Removing safe harbour not enough: Levy
Quality of Advice Review (QAR) lead Michelle Levy has reiterated her recommendation that the best interests duty be scrapped.
When Financial Services Minister Stephen Jones delivered the government’s response to the Quality of Advice Review (QAR) in June, the introduction of a “good advice” standard was not included, however, under the first stream of changes, the government said it would eliminate the safe harbour steps from the best interests duty.
Speaking at the SMSF Association Technical Summit on the Gold Coast, Ms Levy said the safe harbour has muddled the best interests duty under the Corporations Act 2001 and its removal is not enough to set things straight.
“You’ve got a best interest duty in the Corporations Act at the moment, which was meant to be fiduciary-like duty, and you think, ‘Well, what is that a fiduciary duty to act in the best interests of my client?’ It’s about not having a conflict, not getting a personal profit from the relationship that hasn’t been consented to, it’s about your purpose,” Ms Levy said.
“Instead, what we’ve got is a best interest duty with a safe harbour that says you will discharge your best interest duty if you undertake all of these inquiries: it’s a duty of care. And the courts have said that.
“So, what you’ve got is you’ve got this muddling in the law in the Corporations Act of what best interest duty is.”
Ms Levy explained her concern is that just removing the safe harbour will not change the way the law is interpreted by the courts.
“You can’t come along and look at what a government does after the fact. I think it’s always going to be infected by that whole safe harbour step when it’s being interpreted,” she said.
“I think if you want to turn it into a real best interest duty like a solicitor has, then it needs to be replaced, it could use the same words, but it needs to actually be replaced so then it has an explanatory memorandum that says that’s what it’s meant to do. It’s meant to change the meaning.”
Looking at whether non-relevant providers should be included under the best interest duty or meet a similar standard, Ms Levy argued against imposing this on a financial institution employee.

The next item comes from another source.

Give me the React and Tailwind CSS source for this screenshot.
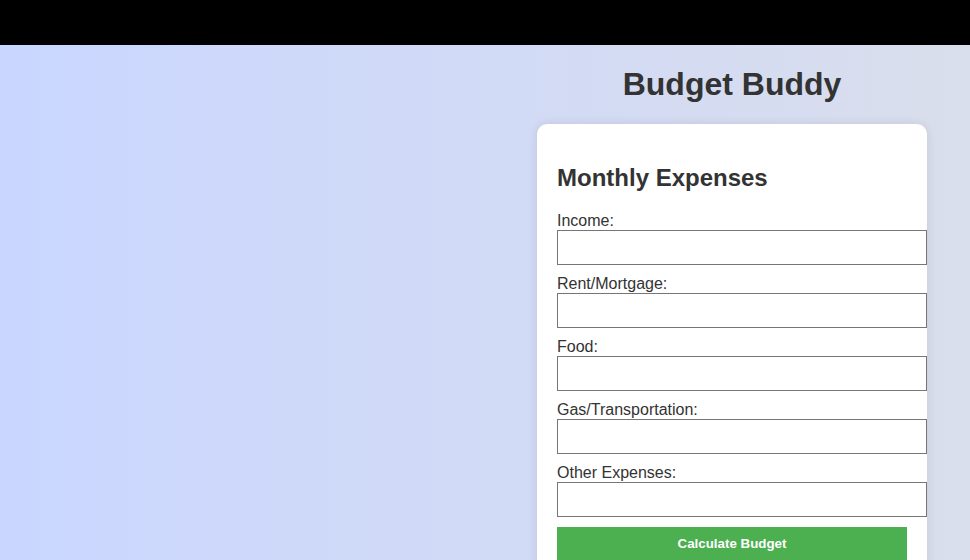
const fields = ['Income:', 'Rent/Mortgage:', 'Food:', 'Gas/Transportation:', 'Other Expenses:']

export default function App() {
  return (
    <div className="w-[970px] h-[560px] overflow-hidden font-['Liberation_Sans',Arial,sans-serif] text-[#333]">
      <div className="w-[1464px] min-h-[560px] bg-linear-to-r from-[#c9d6ff] to-[#e2e2e2]">
        {/* Top bar */}
        <div className="h-[45px] bg-black" />

        <div className="flex flex-col items-center">
          <h1 className="mt-[20.5px] mb-[21.5px] text-[32px] leading-[37px] font-bold">Budget Buddy</h1>

          {/* Card */}
          <div className="w-[390px] bg-white rounded-[10px] shadow-[0_0_10px_rgba(0,0,0,0.1)] p-5 pb-10">
            <h2 className="mt-5 mb-5 text-[24px] leading-[28px] font-bold">Monthly Expenses</h2>
            {fields.map(label => (
              <div key={label}>
                <label className="block text-[16px] leading-[18px]">{label}</label>
                <input
                  type="text"
                  className="block w-[370px] h-[35px] mb-[10px] border border-[#767676] bg-white px-2 text-[16px] outline-none"
                />
              </div>
            ))}
            <button className="w-[350px] h-[34px] bg-[#4caf50] text-white text-[13.33px] font-bold">
              Calculate Budget
            </button>
          </div>
        </div>
      </div>
    </div>
  )
}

“A professional financial adviser has, under the general law, a fiduciary duty, a bank teller does not have a fiduciary duty, and in my view, it is inappropriate to try to impose one on them,” she said.
“If my recommendation that more people will be able to give advice is accepted, then it makes sense that the professionals have a fiduciary duty, the other people who are doing it under the direction of their employer don’t. They do have a fiduciary duty to their employer, it’s not to the client.
“So, to make somebody personally responsible to the client, when they’re actually doing what they’re directed to do by their employer, doesn’t make sense and it’s unfair. The person who is responsible is the employer and they will have all of the liability in my world.”
Ms Levy added that this is the key difference between the two segments, with professional advisers having a greater ability to exercise their own discretion.
“Being a professional adviser is so different to being an employee of a financial institution,” Ms Levy said.
“I know … you can be a financial adviser professional employed by [a financial institution], but I think they occupy different roles and positions; this person can exercise judgement and discretion, this person can’t. And that, in my view is where that line should sit.”